I just got a Fujitsu MPC3043AT (4.3GB) hard disk today, to add to my
rather lame PC (it currently has a 8.4GB Seagate Medalist). One of the IDE
pins was broken off the PCB, but after some bending it seemed to stay in
the right place - I probably should get it soldered back on properly, but
hey - I'm a student (read: I HAVE NO MONEY!). It seems to work OK, and
it's *very* quiet compared to my other drive. I just hope it's not one of
those bad models which will inevitably die (anyone know about this one?),
but I can't really complain - I did get it for free!

Anyway, back to the POINT: The only real problem I have with it is the
drive letter assignments. I previously just had the 8.4GB drive
partitioned into two (C: and D:), but now the Fujitsu drive has gone on to
D:, with the second partion of the original drive moved to E: and the CD
burner to F:. I'm not bothered about where the CD drive is, but I had a
lot of shortcuts assigned to things on D: (now E:) and some programs are
installed on it too, which is an annoying problem.

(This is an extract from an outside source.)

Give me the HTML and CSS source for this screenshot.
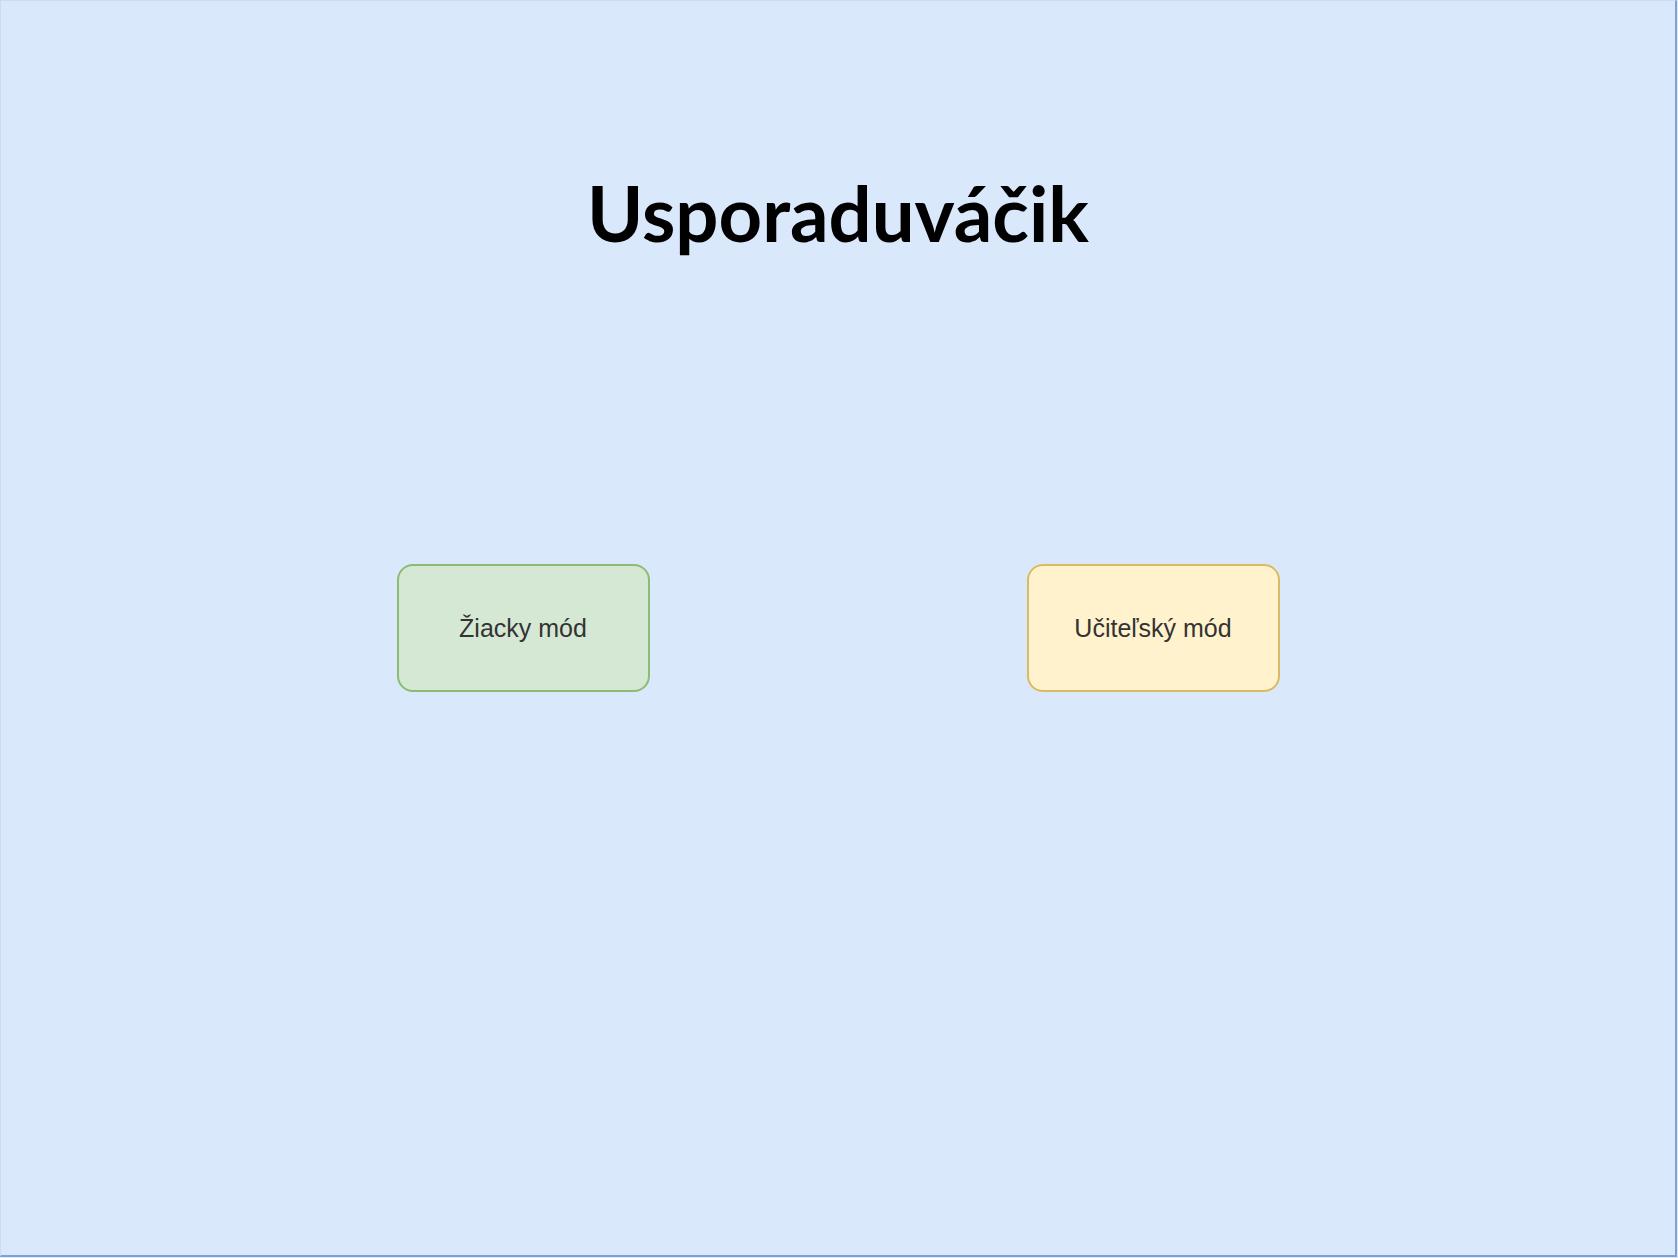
FILE: index.html
```html
<!DOCTYPE html>
<html lang="sk">
<head>
<meta charset="utf-8">
<title>Usporaduváčik</title>
<link rel="stylesheet" href="styles.css">
</head>
<body>
<main class="canvas">
  <h1 class="title">Usporaduváčik</h1>
  <div class="modes">
    <button class="mode mode-student">Žiacky mód</button>
    <button class="mode mode-teacher">Učiteľský mód</button>
  </div>
</main>
</body>
</html>
```
FILE: styles.css
```css
html, body {
  margin: 0;
  padding: 0;
  background: #dae8fc;
}

.canvas {
  box-sizing: border-box;
  width: 1677px;
  height: 1257px;
  background: #dae8fc;
  border-top: 1px solid #c9dcf6;
  border-left: 1px solid #c9dcf6;
  border-right: 2px solid #7fa0d2;
  border-bottom: 2px solid #7fa0d2;
  padding-top: 167px;
}

.title {
  margin: 0;
  text-align: center;
  font-family: "Lato", "DejaVu Sans", sans-serif;
  font-weight: 700;
  font-size: 76px;
  line-height: 90px;
  color: #000;
}

.modes {
  display: flex;
  justify-content: center;
  gap: 377px;
  margin-top: 306px;
}

.mode {
  box-sizing: border-box;
  width: 253px;
  height: 128px;
  border-radius: 16px;
  border: 2px solid;
  font-family: "Liberation Sans", Arial, sans-serif;
  font-size: 25px;
  color: #333;
  padding: 0;
  cursor: pointer;
}

.mode-student {
  background: #d5e8d4;
  border-color: #8cbb72;
}

.mode-teacher {
  background: #fff2cc;
  border-color: #d9bc62;
}
```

Is it Windows (98SE) that assigned these drive letters, or the BIOS? I
can't see anything on the BIOS menu about it - it doesn't even say
anything about the partition at all. Anyway, can I change these letter
assignments? I really would like to swap E: with D: if possible. Is there
something in the registry that can change this? I've tried some 'tweaking'
programs like TweakUI and X-Setup, but the closest things they have is to
hide/show drives.

Would I need to re-format anything? I can format the new drive again (it
was already formatted in FAT32 when I got it, so I haven't done it myself
yet), but I wouldn't want to have to go through the hassle of formatting
the other drive.

I'd really appreciate any help!

Specs (in case you need them for some reason O.o):
Celeron 366MHz/66MHz FSB (socket 370)
Gigabyte GA-6VX7-4X m/b (AMI BIOS; latest update)
2 HDDs (mentioned above)
3 1/2" FDD
ASUS CRW-5224A CD-RW drive
Crappy "Real Power" 270W(?) PSU.
Lame ATI AGP graphics card
 
Reformat the 4.3 GB drive with an extended partition only; no primary partition.
The BIOS assigns hard drive letters, primary partitions first, then logical drives on extended partitions. Win9x can't change the letters, but WinNT based OSs (WinNT, Win2k, WinXP) can.
 
Windows looks for the first physical disk that has a primary partition and
assigns it a drive letter of C.

Then it looks for the next physical disk that has a primary partition and
assigns it a drive letter of D.

It continues this way until there are no more physical disks with primary
partitions.

Then it goes back to the first physical disk and sees if it has any logical
drives an the extended partion.

If it does it lables that the next letter

It proceeds through all the drives that way until all partitions are labled.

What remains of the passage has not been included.